_EXERCISE REQUIREMENTS_
Filter for the word "components" and keep each matching line.
[begin EXTRACTED RECORDS]
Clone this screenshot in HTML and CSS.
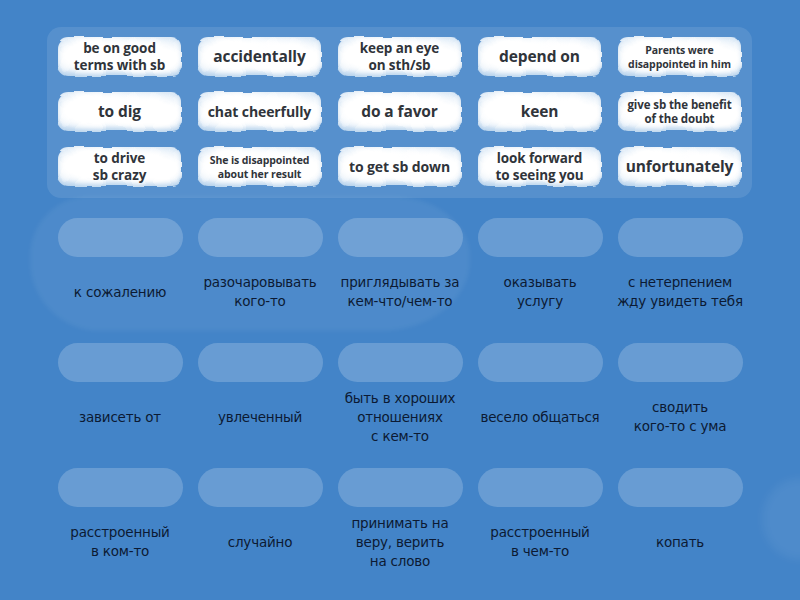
FILE: index.html
```html
<!DOCTYPE html>
<html lang="ru">
<head>
<meta charset="utf-8">
<title>Match up</title>
<link rel="stylesheet" href="styles.css">
</head>
<body>
<svg class="defs" width="0" height="0" aria-hidden="true">
  <filter id="puff" x="-10%" y="-20%" width="120%" height="140%">
    <feTurbulence type="fractalNoise" baseFrequency="0.07" numOctaves="1" seed="7" result="noise"/>
    <feDisplacementMap in="SourceGraphic" in2="noise" scale="6" xChannelSelector="R" yChannelSelector="G" result="moved"/>
    <feGaussianBlur in="moved" stdDeviation="0.4"/>
  </filter>
</svg>
<div class="board">
  <div class="haze haze-left"></div>
  <div class="haze haze-right"></div>

  <div class="bank">
    <div class="tile"><span>be on good<br>terms with sb</span></div>
    <div class="tile"><span class="lg">accidentally</span></div>
    <div class="tile"><span>keep an eye<br>on sth/sb</span></div>
    <div class="tile"><span class="lg">depend on</span></div>
    <div class="tile"><span class="xs">Parents were<br>disappointed in him</span></div>

    <div class="tile"><span class="lg">to dig</span></div>
    <div class="tile"><span class="md">chat cheerfully</span></div>
    <div class="tile"><span class="lg">do a favor</span></div>
    <div class="tile"><span class="lg">keen</span></div>
    <div class="tile"><span class="sm">give sb the benefit<br>of the doubt</span></div>

    <div class="tile"><span>to drive<br>sb crazy</span></div>
    <div class="tile"><span class="xs">She is disappointed<br>about her result</span></div>
    <div class="tile"><span class="md">to get sb down</span></div>
    <div class="tile"><span>look forward<br>to seeing you</span></div>
    <div class="tile"><span class="lg">unfortunately</span></div>
  </div>

  <div class="targets">
    <div class="slot"><div class="drop"></div><div class="label">к сожалению</div></div>
    <div class="slot"><div class="drop"></div><div class="label">разочаровывать<br>кого-то</div></div>
    <div class="slot"><div class="drop"></div><div class="label">приглядывать за<br>кем-что/чем-то</div></div>
    <div class="slot"><div class="drop"></div><div class="label">оказывать<br>услугу</div></div>
    <div class="slot"><div class="drop"></div><div class="label">с нетерпением<br>жду увидеть тебя</div></div>

    <div class="slot"><div class="drop"></div><div class="label">зависеть от</div></div>
    <div class="slot"><div class="drop"></div><div class="label">увлеченный</div></div>
    <div class="slot"><div class="drop"></div><div class="label">быть в хороших<br>отношениях<br>с кем-то</div></div>
    <div class="slot"><div class="drop"></div><div class="label">весело общаться</div></div>
    <div class="slot"><div class="drop"></div><div class="label">сводить<br>кого-то с ума</div></div>

    <div class="slot"><div class="drop"></div><div class="label">расстроенный<br>в ком-то</div></div>
    <div class="slot"><div class="drop"></div><div class="label">случайно</div></div>
    <div class="slot"><div class="drop"></div><div class="label">принимать на<br>веру, верить<br>на слово</div></div>
    <div class="slot"><div class="drop"></div><div class="label">расстроенный<br>в чем-то</div></div>
    <div class="slot"><div class="drop"></div><div class="label">копать</div></div>
  </div>
</div>
</body>
</html>
```
FILE: styles.css
```css
html, body {
  margin: 0;
  padding: 0;
}

body {
  width: 800px;
  height: 600px;
  overflow: hidden;
  background: #4384c8;
}

.defs {
  position: absolute;
}

.board {
  position: relative;
  width: 800px;
  height: 600px;
  padding-top: 27px;
  box-sizing: border-box;
  overflow: hidden;
}

.haze {
  position: absolute;
  z-index: 0;
  pointer-events: none;
}

.haze-left {
  left: 30px;
  top: 196px;
  width: 440px;
  height: 135px;
  border-radius: 60px 80px 90px 70px / 60px 60px 70px 70px;
  background: rgba(255, 255, 255, 0.055);
  filter: blur(2px);
}

.haze-right {
  left: 762px;
  top: 478px;
  width: 76px;
  height: 82px;
  border-radius: 50%;
  background: rgba(255, 255, 255, 0.06);
  filter: blur(4px);
}

/* word bank */
.bank {
  position: relative;
  z-index: 1;
  margin: 0 48px 0 47px;
  padding: 8px 0 10px;
  border-radius: 14px;
  background: rgba(255, 255, 255, 0.1);
  display: grid;
  grid-template-columns: repeat(5, 126px);
  grid-auto-rows: 43px;
  column-gap: 14px;
  row-gap: 12px;
  justify-content: center;
}

.tile {
  position: relative;
  display: flex;
  align-items: center;
  justify-content: center;
  text-align: center;
  font-family: "Open Sans", "DejaVu Sans", sans-serif;
  font-weight: 700;
  color: #30343a;
  font-size: 13.5px;
  line-height: 17px;
}

.tile::before {
  content: "";
  position: absolute;
  inset: 2px 1px;
  border-radius: 11px;
  background:
    radial-gradient(ellipse 40% 55% at 30% 45%, #ffffff 60%, rgba(255,255,255,0) 100%),
    radial-gradient(ellipse 40% 55% at 72% 55%, #ffffff 60%, rgba(255,255,255,0) 100%),
    radial-gradient(ellipse at center, #fbfdff 45%, #d6e6f5 100%);
  box-shadow: inset 0 -3px 4px rgba(150, 190, 228, 0.5);
  filter: url(#puff);
}

.tile span {
  position: relative;
  letter-spacing: -0.1px;
}

.tile .lg {
  font-size: 15.5px;
}

.tile .md {
  font-size: 14px;
}

.tile .sm {
  font-size: 11.5px;
  line-height: 14px;
}

.tile .xs {
  font-size: 10.5px;
  line-height: 14px;
}

/* answer slots */
.targets {
  position: relative;
  z-index: 1;
  margin-top: 20px;
  display: grid;
  grid-template-columns: repeat(5, 125px);
  grid-auto-rows: 109px;
  column-gap: 15px;
  row-gap: 16px;
  justify-content: center;
}

.slot {
  display: flex;
  flex-direction: column;
  align-items: center;
}

.drop {
  width: 125px;
  height: 39px;
  border-radius: 20px;
  background: rgba(255, 255, 255, 0.2);
}

.label {
  flex: 1;
  width: 150px;
  display: flex;
  align-items: center;
  justify-content: center;
  text-align: center;
  font-family: "DejaVu Sans", sans-serif;
  font-size: 13.5px;
  line-height: 19px;
  color: #0c1a33;
  letter-spacing: -0.2px;
}
```
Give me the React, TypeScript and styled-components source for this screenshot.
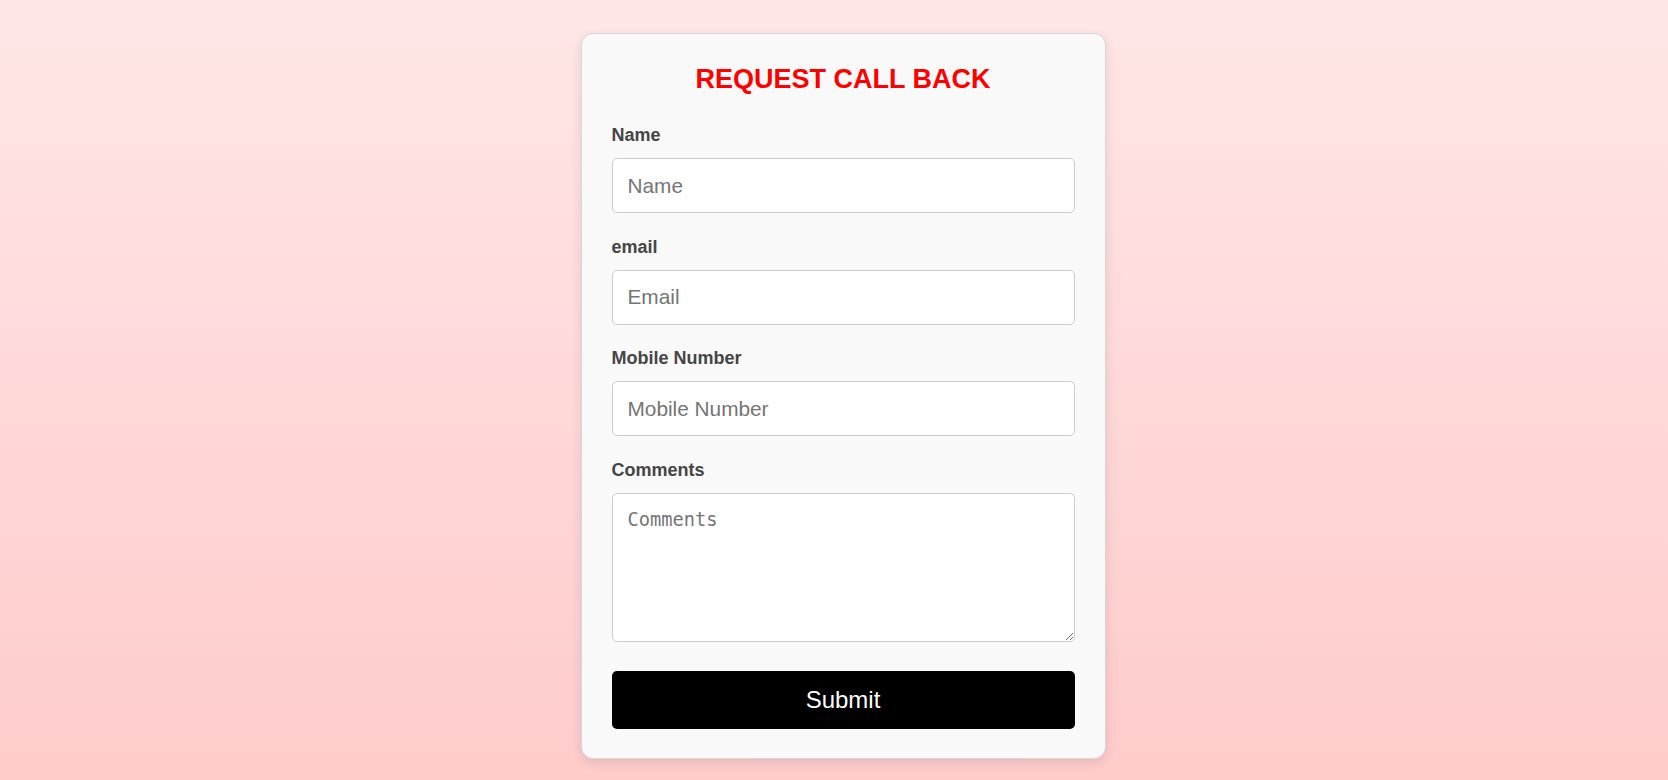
import styled, { createGlobalStyle } from 'styled-components';

const GlobalStyle = createGlobalStyle`
  html,
  body {
    margin: 0;
    padding: 0;
  }

  body {
    font-family: 'Liberation Sans', Arial, sans-serif;
    background: linear-gradient(to bottom, #ffe6e6, #ffcbcb);
    min-height: 100vh;
  }
`;

const fields = [
  { id: 'name', label: 'Name', placeholder: 'Name', type: 'text' },
  { id: 'email', label: 'email', placeholder: 'Email', type: 'email' },
  { id: 'mobile', label: 'Mobile Number', placeholder: 'Mobile Number', type: 'tel' },
];

const App = () => {
  return (
    <>
      <GlobalStyle />
      <PageLayout>
        <FormCard onSubmit={(e) => e.preventDefault()}>
          <FormTitle>REQUEST CALL BACK</FormTitle>

          <FieldList>
            {fields.map((field) => (
              <Field key={field.id}>
                <FieldLabel htmlFor={field.id}>{field.label}</FieldLabel>
                <TextInput id={field.id} type={field.type} placeholder={field.placeholder} />
              </Field>
            ))}

            <Field>
              <FieldLabel htmlFor="comments">Comments</FieldLabel>
              <CommentsInput id="comments" placeholder="Comments" />
            </Field>
          </FieldList>

          <SubmitButton type="submit">Submit</SubmitButton>
        </FormCard>
      </PageLayout>
    </>
  );
};

export default App;

const PageLayout = styled.div`
  display: flex;
  justify-content: center;
  align-items: flex-start;
  min-height: 100vh;
  box-sizing: border-box;
  padding: 33px 0 0 18px;
`;

const FormCard = styled.form`
  display: flex;
  flex-direction: column;
  width: 525px;
  box-sizing: border-box;
  padding: 30px 30px 29px;
  background-color: #f9f9f9;
  border: 1px solid #d6d6d6;
  border-radius: 12px;
  box-shadow: 0 4px 12px rgba(0, 0, 0, 0.1);
`;

const FormTitle = styled.h2`
  margin: 0 0 30px;
  text-align: center;
  font-size: 27px;
  font-weight: 700;
  color: #ff0000;
`;

const FieldList = styled.div`
  display: flex;
  flex-direction: column;
  gap: 23.5px;
`;

const Field = styled.div`
  display: flex;
  flex-direction: column;
`;

const FieldLabel = styled.label`
  margin-bottom: 12px;
  font-size: 18px;
  font-weight: 700;
  color: #454545;
`;

const TextInput = styled.input`
  box-sizing: border-box;
  width: 100%;
  height: 55px;
  padding: 0 15px;
  font-family: 'Liberation Sans', Arial, sans-serif;
  font-size: 20.8px;
  color: #333;
  background-color: #fff;
  border: 1px solid #cccccc;
  border-radius: 5px;
  outline: none;

  &::placeholder {
    color: #757575;
  }
`;

const CommentsInput = styled.textarea`
  box-sizing: border-box;
  width: 100%;
  height: 149px;
  padding: 15px;
  font-family: 'DejaVu Sans Mono', 'Liberation Mono', monospace;
  font-size: 18.7px;
  color: #333;
  background-color: #fff;
  border: 1px solid #cccccc;
  border-radius: 5px;
  outline: none;

  &::placeholder {
    color: #757575;
  }
`;

const SubmitButton = styled.button`
  margin-top: 29px;
  height: 58px;
  width: 100%;
  font-family: 'Liberation Sans', Arial, sans-serif;
  font-size: 24px;
  color: #fff;
  background-color: #000;
  border: none;
  border-radius: 5px;
  cursor: pointer;
`;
[end EXTRACTED RECORDS]
_TASK SOLUTION_
Give me the React, TypeScript and styled-components source for this screenshot.
import styled, { createGlobalStyle } from 'styled-components';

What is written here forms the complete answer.